Variables in Research

Dependent, independent, mediator, moderator, control

Variables are the measurable attributes a study examines. The independent variable is the presumed cause; the dependent variable is the effect. A mediator explains the mechanism linking cause to effect, while a moderator changes the strength or direction of that relationship. Control variables are held constant to eliminate competing explanations. Ignoring confounding and extraneous variables seriously threatens the internal validity of a study.

What Is a Variable?

A variable is any measurable characteristic that differs in value or quality from one unit of study to another. Age, income level, attitude score, or whether a participant received a treatment are all variables. Variables allow researchers to collect systematic data about the phenomenon of interest. Every conceptually defined variable must also have an operational definition that specifies exactly how it will be observed or scored so that measurement becomes possible.

Core Types of Variables

The independent variable (X) is the presumed cause that the researcher manipulates or uses for grouping. The dependent variable (Y) is the outcome presumed to reflect the effect of X. A mediator (M) explains the mechanism through which X influences Y (X→M→Y). A moderator changes the strength or direction of the X→Y relationship depending on a third variable's level and is tested via an interaction term. Control variables are held constant in the analysis to eliminate competing explanations. Confounding variables are associated with both X and Y, and if uncontrolled they distort causal inference.

A Concrete Example

Consider an educational study examining the effect of learning strategy training (X) on academic achievement (Y). Self-regulated learning skill may mediate this relationship (M): training increases self-regulation, which in turn raises achievement. Student motivation could act as a moderator; the effect of training may be stronger for highly motivated students. When socioeconomic status and prior academic performance are included as control variables, the evidence that the observed effect truly stems from the intervention is strengthened.
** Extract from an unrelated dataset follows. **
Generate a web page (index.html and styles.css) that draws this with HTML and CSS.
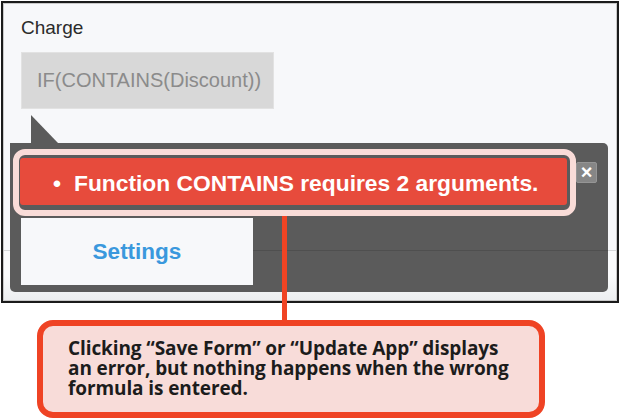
FILE: index.html
```html
<!DOCTYPE html>
<html>
<head>
<meta charset="utf-8">
<link rel="stylesheet" href="styles.css">
</head>
<body>
<div class="stage">
  <div class="frame">
    <div class="label">Charge</div>
    <div class="input">IF(CONTAINS(Discount))</div>
    <div class="tip">
      <div class="tip-arrow"></div>
      <div class="tip-panel">
        <div class="err-row">
          <div class="err-ring">
            <div class="err"><span class="bullet">•</span><span>Function CONTAINS requires 2 arguments.</span></div>
          </div>
          <div class="close">×</div>
        </div>
        <div class="settings">Settings</div>
      </div>
    </div>
  </div>
  <div class="connector"></div>
  <div class="callout">Clicking “Save Form” or “Update App” displays an error, but nothing happens when the wrong formula is entered.</div>
</div>
</body>
</html>
```

FILE: styles.css
```css
* { box-sizing: border-box; }
html, body { margin: 0; padding: 0; background: #ffffff; }
body { font-family: "Liberation Sans", Arial, sans-serif; }

.stage { position: relative; width: 620px; height: 419px; padding-top: 1px; }

.frame {
  margin-left: 1px;
  width: 618px;
  height: 302px;
  border: 2px solid #1b1b1b;
  background:
    linear-gradient(to bottom, transparent 247px, #d6d8da 247px, #d6d8da 248px, #fafbfc 248px, #fafbfc 272px, #eceef0 298px),
    #f7f8fa;
  box-shadow: inset 0 0 0 1px #c9c9c9;
  padding: 14px 0 0 18px;
  display: flex;
  flex-direction: column;
  align-items: flex-start;
}

.label {
  font-size: 19px;
  line-height: 22px;
  color: #2b2b2b;
}

.input {
  margin-top: 13px;
  width: 253px;
  height: 57px;
  background: #d8d8d8;
  border: 1px solid #e2e2e2;
  color: #8b8b8b;
  font-size: 20px;
  padding-left: 15px;
  display: flex;
  align-items: center;
}

.tip {
  margin-top: 6px;
  margin-left: -11px;
  display: flex;
  flex-direction: column;
  align-items: flex-start;
}

.tip-arrow {
  margin-left: 21px;
  width: 0;
  height: 0;
  border-top: 28px solid transparent;
  border-left: 27px solid #5b5b5b;
}

.tip-panel {
  position: relative;
  width: 598px;
  height: 149px;
  background: #5b5b5b;
  border-radius: 0 5px 5px 5px;
  padding: 6px 0 0 3px;
}
.tip-panel::after {
  content: "";
  position: absolute;
  left: 243px;
  right: 0;
  top: 107px;
  height: 1px;
  background: #4f4f4f;
}

.err-row { display: flex; align-items: flex-start; }

.err-ring {
  width: 563px;
  border: 6px solid #f9dcd8;
  border-radius: 12px;
  padding: 3px 3px 5px 1px;
}

.err {
  height: 47px;
  background: #e74b3c;
  border-radius: 3px;
  color: #ffffff;
  font-weight: 700;
  font-size: 22.8px;
  display: flex;
  align-items: center;
  padding: 3px 0 0 33px;
  white-space: nowrap;
}
.bullet { margin-right: 13px; }

.close {
  margin-top: 13px;
  width: 21px;
  height: 21px;
  background: #868686;
  border: 1px solid #959595;
  border-radius: 2px;
  color: #ffffff;
  font-weight: 700;
  font-size: 20px;
  line-height: 19px;
  text-align: center;
}

.settings {
  margin: 2px 0 0 8px;
  width: 232px;
  height: 67px;
  background: #f7f8fa;
  color: #3a98dd;
  font-weight: 700;
  font-size: 22.5px;
  display: flex;
  align-items: center;
  justify-content: center;
}

.connector {
  position: absolute;
  left: 282px;
  top: 216px;
  width: 5px;
  height: 106px;
  background: #f04424;
}

.callout {
  margin: 17px 0 0 37px;
  width: 508px;
  height: 98px;
  border: 6px solid #ef4324;
  border-radius: 16px;
  background: #f8dcd9;
  color: #1c1c1c;
  font-family: "Open Sans", "Liberation Sans", sans-serif;
  font-weight: 700;
  font-size: 19px;
  line-height: 20px;
  letter-spacing: -0.1px;
  padding: 12px 26px 0 25px;
}
```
Common Pitfalls and Good Practice

The most common error is ignoring confounding variables, which produces spurious associations and undermines internal validity. Mediators and moderators are frequently confused: a mediator answers "why" while a moderator answers "for whom" or "under what conditions." Another pitfall is adding variables without theoretical justification, which complicates interpretation and invites multiple-comparison problems. Good practice requires deriving every variable from the research question, pre-registering operational definitions, and grounding relationships among variables in a theoretical framework.

Key terms

Independent Variable
The presumed cause variable that the researcher manipulates or uses to define groups.
Dependent Variable
The outcome variable presumed to reflect the effect of the independent variable.
Mediator
A variable that explains the mechanism linking the independent to the dependent variable.
Moderator
A variable that changes the strength or direction of the independent–dependent variable relationship.
Confounding Variable
A variable associated with both X and Y that distorts causal inference if left uncontrolled.